Milgram's experiments were so controversial they have rarely been repeated. The latest version is the first in more than three decades. Dr. Jerry Burger of Santa Clara University in California said the experiment, published in the American Psychologist, can only partly explain the widely reported prisoner abuse at the U.S.-run Abu Ghraib prison in Iraq or events during World War Two.
 
Burger modified the experiment, by stopping at the 150 volt point for the 29 men and 41 women in his experiment. He measured how many of his volunteers began to deliver another shock when prompted by the experiment's leader - but instead of letting them do so, stopped them. If students failed to answer a question correctly, the volunteers were told to shock them.

They were also told that each time the button was pressed, the shocks would get worse. In reality, the students were actors and the electric shocks were faked.

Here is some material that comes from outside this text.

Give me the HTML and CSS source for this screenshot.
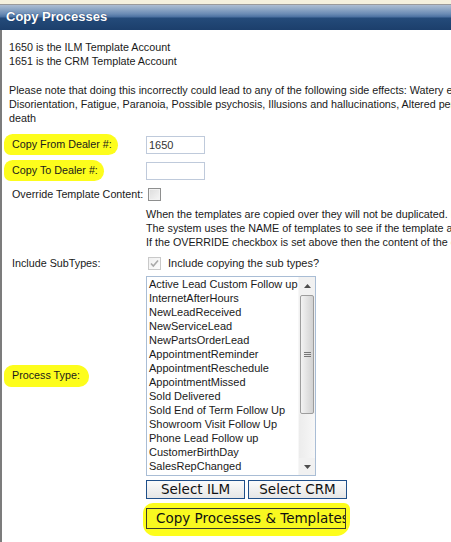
FILE: index.html
```html
<!DOCTYPE html>
<html>
<head>
<meta charset="utf-8">
<title>Copy Processes</title>
<link rel="stylesheet" href="styles.css">
</head>
<body>
<div class="top"></div>
<div class="header">Copy Processes</div>
<div class="panel">
  <div class="intro">
    <p>1650 is the ILM Template Account<br>1651 is the CRM Template Account</p>
    <p class="warn">Please note that doing this incorrectly could lead to any of the following side effects: Watery eyes, Headache, Nausea,<br>Disorientation, Fatigue, Paranoia, Possible psychosis, Illusions and hallucinations, Altered perception of time and space, and<br>death</p>
  </div>
  <div class="form">
    <div class="lbl r-from"><span class="hl">Copy From Dealer #:</span></div>
    <div class="fld r-from"><input class="txt" type="text" value="1650"></div>

    <div class="lbl r-to"><span class="hl">Copy To Dealer #:</span></div>
    <div class="fld r-to"><input class="txt" type="text" value=""></div>

    <div class="lbl r-ovr">Override Template Content:</div>
    <div class="fld r-ovr"><span class="cb"></span></div>

    <div class="note">When the templates are copied over they will not be duplicated. Existing templates are left as they are.<br>The system uses the NAME of templates to see if the template already exists on the target dealer.<br>If the OVERRIDE checkbox is set above then the content of the existing templates will be replaced.</div>

    <div class="lbl r-sub">Include SubTypes:</div>
    <div class="fld r-sub"><span class="cb cb-dis"><svg width="11" height="11" viewBox="0 0 11 11"><path d="M2 5.5 L4.3 8 L9 2.5" fill="none" stroke="#a9a9a9" stroke-width="1.6"/></svg></span><span class="cbtxt">Include copying the sub types?</span></div>

    <div class="lbl r-list"><span class="hl hl2">Process Type:</span></div>
    <div class="fld r-list">
      <div class="listbox">
        <ul class="items">
          <li>Active Lead Custom Follow up</li>
          <li>InternetAfterHours</li>
          <li>NewLeadReceived</li>
          <li>NewServiceLead</li>
          <li>NewPartsOrderLead</li>
          <li>AppointmentReminder</li>
          <li>AppointmentReschedule</li>
          <li>AppointmentMissed</li>
          <li>Sold Delivered</li>
          <li>Sold End of Term Follow Up</li>
          <li>Showroom Visit Follow Up</li>
          <li>Phone Lead Follow up</li>
          <li>CustomerBirthDay</li>
          <li>SalesRepChanged</li>
        </ul>
        <div class="sbar">
          <div class="arrow"><svg width="7" height="4" viewBox="0 0 7 4"><path d="M0 4 L3.5 0 L7 4 Z" fill="#4d4d4d"/></svg></div>
          <div class="thumb"><span class="grip"></span></div>
          <div class="track"></div>
          <div class="arrow"><svg width="7" height="4" viewBox="0 0 7 4"><path d="M0 0 L3.5 4 L7 0 Z" fill="#4d4d4d"/></svg></div>
        </div>
      </div>
    </div>

    <div class="fld r-btn">
      <button class="btn">Select ILM</button>
      <button class="btn">Select CRM</button>
    </div>

    <div class="fld r-copy">
      <span class="hlbtn"><button class="btn btn-copy">Copy Processes &amp; Templates</button></span>
    </div>
  </div>
</div>
</body>
</html>
```

FILE: styles.css
```css
html, body {
  margin: 0;
  padding: 0;
  background: #ffffff;
  overflow: hidden;
}
body {
  width: 451px;
  height: 542px;
  font-family: "Liberation Sans", Arial, sans-serif;
  font-size: 10.75px;
  color: #1a1a1a;
}
.top {
  height: 4px;
  background: #f4f0dd;
  border-bottom: 1px solid #9a9a9a;
}
.header {
  height: 25px;
  line-height: 24px;
  padding-left: 6px;
  font-size: 13px;
  font-weight: bold;
  color: #ffffff;
  text-shadow: 0 0 1px #1a3560;
  background: linear-gradient(to bottom, #adbdd2 0px, #8fa8c6 4px, #6a8bb4 9px, #4a70a0 12px, #244b7a 13px, #1c3f6c 25px);
}
.panel {
  border-left: 2px solid #7c7c7c;
  height: 512px;
  padding-left: 7px;
}
.intro {
  padding-top: 10px;
  line-height: 14px;
  white-space: nowrap;
}
.intro p {
  margin: 0;
}
.intro .warn {
  margin-top: 15px;
}
.form {
  margin-top: 7px;
  margin-left: 3px;
  display: grid;
  grid-template-columns: 134px auto;
  grid-template-rows: 25px 27px 20px 46px 26px 200px 29px 32px;
}
.lbl {
  grid-column: 1;
  display: flex;
  align-items: center;
  white-space: nowrap;
}
.fld {
  grid-column: 2;
  display: flex;
  align-items: center;
  white-space: nowrap;
}
.r-from { grid-row: 1; }
.r-to { grid-row: 2; }
.r-ovr { grid-row: 3; }
.note { grid-row: 4; grid-column: 2; white-space: nowrap; line-height: 14px; padding-top: 3px; }
.r-sub { grid-row: 5; }
.r-list { grid-row: 6; }
.r-btn { grid-row: 7; align-items: flex-start; padding-top: 4px; gap: 3px; }
.r-copy { grid-row: 8; align-items: flex-start; }

.hl {
  background: #fdfd1c;
  margin-left: -8px;
  padding: 4px 6px 5px 8px;
  border-radius: 9px 12px 10px 7px;
}
.hl2 {
  padding: 4px 9px 6px 8px;
}
.txt {
  box-sizing: border-box;
  width: 59px;
  height: 18px;
  margin: 0;
  padding: 0 2px;
  border: 1px solid #bfcadb;
  font-family: "Liberation Sans", Arial, sans-serif;
  font-size: 11px;
  color: #333;
  background: #fff;
  outline: none;
}
.cb {
  box-sizing: border-box;
  display: inline-flex;
  align-items: center;
  justify-content: center;
  width: 13px;
  height: 13px;
  margin-left: 2px;
  border: 1px solid #8e8f8f;
  background: linear-gradient(135deg, #dcdcdc, #f6f6f6);
  box-shadow: inset 0 0 0 1px #f2f2f2;
}
.cb-dis {
  border-color: #c9c9c9;
  background: linear-gradient(135deg, #f0f0f0, #fbfbfb);
  box-shadow: none;
}
.cbtxt {
  margin-left: 7px;
  font-size: 11px;
  color: #222;
}
.listbox {
  box-sizing: border-box;
  width: 170px;
  height: 200px;
  border: 1px solid #a9bdd5;
  display: flex;
  background: #fff;
}
.items {
  flex: 1;
  list-style: none;
  margin: 0;
  padding: 0 0 0 2px;
  line-height: 14px;
  font-size: 11px;
  color: #1a1a1a;
  overflow: hidden;
}
.sbar {
  width: 16px;
  display: flex;
  flex-direction: column;
  background: #f1f1f1;
  border-left: 1px solid #f7f7f7;
}
.arrow {
  height: 17px;
  display: flex;
  align-items: center;
  justify-content: center;
}
.thumb {
  box-sizing: border-box;
  height: 119px;
  margin: 1px 1px 0 1px;
  border: 1px solid #9d9d9d;
  border-radius: 2px;
  background: linear-gradient(to right, #f3f3f3, #e2e2e2 50%, #d2d2d2);
  display: flex;
  align-items: center;
  justify-content: center;
}
.grip {
  width: 7px;
  height: 5px;
  border-top: 1px solid #777;
  border-bottom: 1px solid #777;
  background: linear-gradient(#777, #777) center / 7px 1px no-repeat;
  box-sizing: border-box;
}
.track {
  flex: 1;
  background: linear-gradient(to right, #ececec, #f7f7f7);
}
.btn {
  box-sizing: border-box;
  width: 99px;
  height: 19px;
  margin: 0;
  padding: 0;
  border: 1px solid #1f4f8a;
  background: linear-gradient(to bottom, #fbfbfb, #e6e6e6);
  font-family: "DejaVu Sans", Verdana, sans-serif;
  font-size: 13.5px;
  line-height: 17px;
  color: #111;
}
.hlbtn {
  display: inline-block;
  background: #fdfd1c;
  margin-left: -3px;
  margin-top: -2px;
  padding: 5px 4px 7px 3px;
  border-radius: 10px 6px 14px 12px;
}
.btn-copy {
  width: 200px;
  height: 21px;
  border: 1px solid #3d3d2a;
  background: #f8f820;
  text-align: left;
  padding-left: 9px;
  white-space: nowrap;
  overflow: hidden;
}
```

Some volunteers even carried on giving 450-volt shocks even when there was no further response from the actor, suggesting he was either unconscious or dead.
 
“People learning about Milgram's work often wonder whether results would be any different today," said Professor Burger. In his experiment, 70% of the participants were willing to proceed past the maximum 150-volt jolt level; in the corresponding Milgram experiment, 83% continued. Referring to this result, Burger said "that was surprising and disappointing.
 
Both studies indicate that despite 60 years of progress, human nature is as weak and malleable as ever. These experiments may help explain why apparently ordinary people can commit atrocities and why, in times of conflict, they could take part in genocide.
 
Humanity's cruelty is, like everything else, situational. We seem to be inclined to follow orders, even when they are harmful to others. In her portrayal of Nazi middle-manager Adolf Eichmann, Hannah Arendt called this impulse as "the banality of evil." Evil is a much too strong word for the conduct of this study's participants, but it seems clear that despite all of humanity's horror shows over the past decades, we are still not getting the message as well we do not understand yet what life is all about.